Public workers are also facing the crunch. Not so much on their wallet (although that true for everybody) but on whether or not they should actually show up to work. In the private sector there is a little more leverage given to bosses to fire people for not showing up to work. If a shopkeeper the day before Christmas or New Years (his busiest of the year) is only half-staffed, he will be in big trouble. If the water utility only has half the workers show up, they just put out half the water.

The water situation this time of the year is grave. The rains have started, but it takes a little while to fill up the dams. Most people have to walk to communal water spigots because there just isn't enough supply or pressure to get to the taps in their homes. There is currently a huge project in the city funded by the Millenium Challenge Act to upgrade the infrastructure, but that is making only a statistical improvement in terms of quantities of water that CAN be pumped into homes. People still bust open pipes and flood streets all in the name of finding “free” water. I guy that I know that works for the water utility says that the improvements are nice and the funding is great, but it really isn't going to change anything expect for folks in the city in rich homes (surprise!).

The trouble that most people have this time of year is demand for electricity. Hundreds of people will rent speakers for the week with the objective of just playing music as loud as they can during the holidays. We play music too, except we own our speakers. All these people using their ghetto-blasters creates a surge on an already frail electricity grid. The night of the 24th I was in one bairro about 50 metres away from a transformer that exploded and left the area without electricity till who-knows-when.

Two years ago around Christmas, the transformer in our neighborhood exploded. Four days later we got electricity back and since then there has been a vast improvement in quality of electricity. During the day, it's possible to not know that you haven't had electricity for a matter of hours (as long as you aren't using the internet or running the pump on our well). During the evening, it's much more obvious. When the electricity goes out, it usually comes back within a matter of several hours.

This Christmas season, with the increased demand on electricity, I realized that consistency (to use the word loosely) of the electricity grid is due entirely to the army of technicians that are employed around the clock to keep the system in working order. In short, from December 20th to the 23rd, I can count the number of hours we had electricity during daylight hours on my hand. Hand, as in the singular, not hands plural. From Christmas all the way until new years the electricity came and went. The night of the 31st there was almost as much time without electricity as the city experienced was is known as brown-outs. Parts of the city are dimmed when demand is too high and after a few moments the lights come back on as another part of the city is shut off.

The 1st of January was slightly better, if only because demand for electricity was low. And since the 2nd when the technicians all reported to work hangover free, the electricity has been back to normal.

As for the internet, that has also been plagued by problems the last months, one of the reasons for my sporatic posting. I'm not sure how that works or why there are outages. The last time there was a major outage/slog in the internet was two years ago when an illegal fishing boat snagged with its anchor the only underwater cable connecting Mozambique with the rest of the world. I think in that case the government actually called the US to say, "Come fix your internet," until they finally paid some Indian company to repair it.

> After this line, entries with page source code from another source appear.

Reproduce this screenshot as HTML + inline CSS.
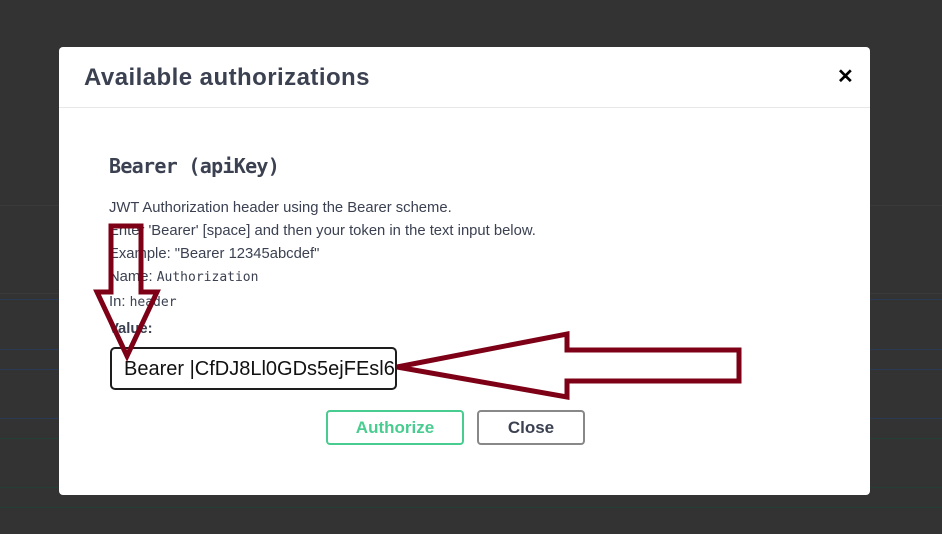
<!DOCTYPE html>
<html><head><style>
body{margin:0;width:942px;height:534px;background:#333;position:relative;overflow:hidden;font-family:"Liberation Sans",sans-serif}
.l{position:absolute;left:0;width:942px;height:1px}
.m{position:absolute;left:59px;top:47px;width:811px;height:448px;background:#fff;border-radius:4px}
.t{position:absolute;left:25px;top:17px;font-size:24px;font-weight:bold;color:#3b4151;letter-spacing:0.45px}
.hb{position:absolute;left:0;top:60px;width:811px;height:1px;background:#e8e8e8}
.x{position:absolute;left:778px;top:17px;font-size:20px;font-weight:bold}
.h{position:absolute;left:50px;top:107px;font-size:20px;font-weight:bold;color:#3b4151;font-family:"DejaVu Sans Mono",monospace;letter-spacing:-0.7px}
.p{position:absolute;left:50px;font-size:14.8px;color:#3b4151}
.mono{font-family:"DejaVu Sans Mono",monospace;font-size:13px}
.in{position:absolute;left:51px;top:300px;width:287px;height:43px;border:2px solid #1d1d1d;border-radius:5px;box-sizing:border-box;font-size:20px;padding:9px 12px;color:#111;white-space:nowrap;overflow:hidden}
.b{position:absolute;top:363px;height:35px;border:2px solid;border-radius:4px;box-sizing:border-box;font-size:17px;font-weight:bold;text-align:center;line-height:31px}
</style></head><body>
<div class="l" style="top:205px;background:#3a3a3a"></div>
<div class="l" style="top:293px;background:#3a3a3a"></div>
<div class="l" style="top:299px;background:#2a3a55"></div>
<div class="l" style="top:349px;background:#2a3a55"></div>
<div class="l" style="top:369px;background:#2a3a55"></div>
<div class="l" style="top:418px;background:#2a3a55"></div>
<div class="l" style="top:438px;background:#244036"></div>
<div class="l" style="top:487px;background:#244036"></div>
<div class="l" style="top:507px;background:#244036"></div>
<div class="m">
<div class="t">Available authorizations</div>
<div class="x">✕</div>
<div class="hb"></div>
<div class="h">Bearer (apiKey)</div>
<div class="p" style="top:153px">JWT Authorization header using the Bearer scheme.</div>
<div class="p" style="top:176px">Enter 'Bearer' [space] and then your token in the text input below.</div>
<div class="p" style="top:199px">Example: "Bearer 12345abcdef"</div>
<div class="p" style="top:222px">Name: <span class="mono">Authorization</span></div>
<div class="p" style="top:247px">In: <span class="mono">header</span></div>
<div class="p" style="top:274px;font-weight:bold">Value:</div>
<div class="in">Bearer |CfDJ8Ll0GDs5ejFEsl6</div>
<div class="b" style="left:267px;width:138px;border-color:#49cc90;color:#49cc90">Authorize</div>
<div class="b" style="left:418px;width:108px;border-color:#888;color:#3b4151">Close</div>
</div>
<svg style="position:absolute;left:0;top:0" width="942" height="534">
<polygon points="111,226 141,226 141,292 157,292 127,356 97,292 111,292" fill="none" stroke="#7d0016" stroke-width="5"/>
<polygon points="397,367 567,334 567,350 739,350 739,381 567,381 567,397" fill="none" stroke="#7d0016" stroke-width="5"/>
</svg>
</body></html>
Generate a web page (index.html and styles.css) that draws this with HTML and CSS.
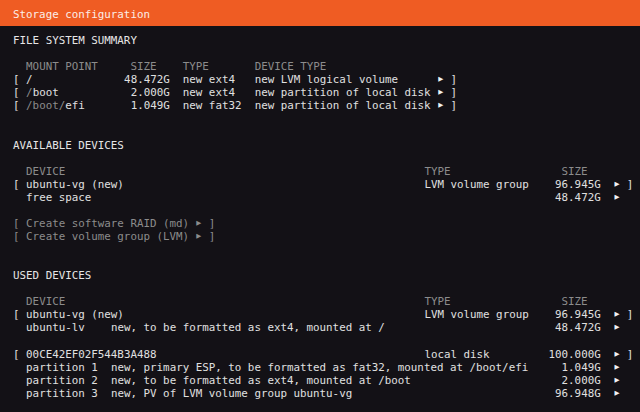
FILE: index.html
```html
<!DOCTYPE html>
<html lang="en">
<head>
<meta charset="utf-8">
<title>Storage configuration</title>
<link rel="stylesheet" href="styles.css">
</head>
<body>
<div class="screen">
  <header class="titlebar">Storage configuration</header>
  <main class="content">
    <section class="section">
      <h2 class="heading">FILE SYSTEM SUMMARY</h2>
      <div class="table">
        <div class="fs-row head"><span></span><span>MOUNT POINT</span><span class="size-h">SIZE</span><span>TYPE</span><span>DEVICE TYPE</span><span></span></div>
        <div class="fs-row"><span>[</span><span>/</span><span class="size">48.472G</span><span>new ext4</span><span>new LVM logical volume</span><span class="act"><span class="tri">▶</span> ]</span></div>
        <div class="fs-row"><span>[</span><span><span class="dim">/</span>boot</span><span class="size">2.000G</span><span>new ext4</span><span>new partition of local disk</span><span class="act"><span class="tri">▶</span> ]</span></div>
        <div class="fs-row"><span>[</span><span><span class="dim">/boot/</span>efi</span><span class="size">1.049G</span><span>new fat32</span><span>new partition of local disk</span><span class="act"><span class="tri">▶</span> ]</span></div>
      </div>
    </section>

    <section class="section">
      <h2 class="heading">AVAILABLE DEVICES</h2>
      <div class="table">
        <div class="dev-row head"><span></span><span class="span2">DEVICE</span><span>TYPE</span><span class="size-h">SIZE</span><span></span></div>
        <div class="dev-row"><span>[</span><span class="span2">ubuntu-vg (new)</span><span>LVM volume group</span><span class="size">96.945G</span><span class="act"><span class="tri">▶</span> ]</span></div>
        <div class="dev-row"><span></span><span class="span2">free space</span><span></span><span class="size">48.472G</span><span class="act"><span class="tri">▶</span></span></div>
      </div>
      <ul class="actions">
        <li class="action">[ Create software RAID (md) <span class="tri">▶</span> ]</li>
        <li class="action">[ Create volume group (LVM) <span class="tri">▶</span> ]</li>
      </ul>
    </section>

    <section class="section">
      <h2 class="heading">USED DEVICES</h2>
      <div class="table">
        <div class="dev-row head"><span></span><span class="span2">DEVICE</span><span>TYPE</span><span class="size-h">SIZE</span><span></span></div>
        <div class="group">
          <div class="dev-row"><span>[</span><span class="span2">ubuntu-vg (new)</span><span>LVM volume group</span><span class="size">96.945G</span><span class="act"><span class="tri">▶</span> ]</span></div>
          <div class="dev-row"><span></span><span>ubuntu-lv</span><span class="span2">new, to be formatted as ext4, mounted at /</span><span class="size">48.472G</span><span class="act"><span class="tri">▶</span></span></div>
        </div>
        <div class="group">
          <div class="dev-row"><span>[</span><span class="span2">00CE42EF02F544B3A488</span><span>local disk</span><span class="size">100.000G</span><span class="act"><span class="tri">▶</span> ]</span></div>
          <div class="dev-row"><span></span><span>partition 1</span><span class="span2">new, primary ESP, to be formatted as fat32, mounted at /boot/efi</span><span class="size">1.049G</span><span class="act"><span class="tri">▶</span></span></div>
          <div class="dev-row"><span></span><span>partition 2</span><span class="span2">new, to be formatted as ext4, mounted at /boot</span><span class="size">2.000G</span><span class="act"><span class="tri">▶</span></span></div>
          <div class="dev-row"><span></span><span>partition 3</span><span class="span2">new, PV of LVM volume group ubuntu-vg</span><span class="size">96.948G</span><span class="act"><span class="tri">▶</span></span></div>
        </div>
      </div>
    </section>
  </main>
</div>
</body>
</html>
```

FILE: styles.css
```css
:root {
  --cw: 6.53px;
  --lh: 13.07px;
  --bg: #131116;
  --fg: #e0e0e0;
  --dim: #8c8c8c;
  --orange: #ef5c23;
}

* {
  box-sizing: border-box;
}

html,
body {
  margin: 0;
  padding: 0;
  background: var(--bg);
}

.screen {
  width: 640px;
  height: 412px;
  overflow: hidden;
  background: var(--bg);
  color: var(--fg);
  font-family: "DejaVu Sans Mono", "Liberation Mono", monospace;
  font-size: 10.84px;
  letter-spacing: 0;
  line-height: var(--lh);
  white-space: nowrap;
}

.titlebar {
  height: 26px;
  padding: 7.5px 0 0 calc(var(--cw) * 2);
  background: var(--orange);
  color: #fbeee8;
}

.content {
  padding: 8px 0 0 calc(var(--cw) * 2);
}

.section {
  margin-bottom: calc(var(--lh) * 2);
}

.heading {
  margin: 0 0 var(--lh);
  font: inherit;
  height: var(--lh);
  color: #e6e6e6;
}

.table {
  display: flex;
  flex-direction: column;
}

.fs-row,
.dev-row {
  display: grid;
  height: var(--lh);
}

.fs-row {
  grid-template-columns:
    calc(var(--cw) * 2)
    calc(var(--cw) * 15)
    calc(var(--cw) * 9)
    calc(var(--cw) * 11)
    calc(var(--cw) * 28)
    auto;
}

.dev-row {
  grid-template-columns:
    calc(var(--cw) * 2)
    calc(var(--cw) * 13)
    calc(var(--cw) * 48)
    calc(var(--cw) * 19)
    calc(var(--cw) * 8)
    auto;
}

.span2 {
  grid-column: span 2;
}

.head {
  color: var(--dim);
}

.fs-row .size {
  text-align: right;
  padding-right: calc(var(--cw) * 2);
}

.fs-row .size-h {
  padding-left: var(--cw);
}

.dev-row .size {
  text-align: right;
}

.dev-row .size-h {
  padding-left: calc(var(--cw) * 2);
}

.act {
  white-space: pre;
}

.dev-row .act {
  padding-left: calc(var(--cw) * 2);
}

.group + .group {
  margin-top: var(--lh);
}

.dim {
  color: var(--dim);
}

.tri {
  display: inline-block;
  width: var(--cw);
  height: var(--lh);
  vertical-align: top;
  text-align: center;
  font-family: "DejaVu Sans", sans-serif;
  font-size: 6.5px;
  letter-spacing: 0;
  line-height: var(--lh);
  color: #f2f2f2;
}

.actions {
  list-style: none;
  margin: var(--lh) 0 0;
  padding: 0;
  color: var(--dim);
}

.action {
  height: var(--lh);
  white-space: pre;
}

.action .tri {
  color: var(--dim);
}
```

Basically, all of the public utility workers staying home for the holidays answered the age-old questions, "What would happen if Superman took the day off?" The idea is that without Superman patroling the streets, criminals would run amok and chaos would envelop whatever fictional city Superman lives in. (Tampa? I'm really not sure. Or is that where Spiderman lives?")

Here, when all the utility workers stayed home, people suffered from water (although that is a problem that dominates about 6 calendar months here in the city and 12 months outside the city) and were inconvenienced with electrical outages, surges, and explosions. Save us, Superman!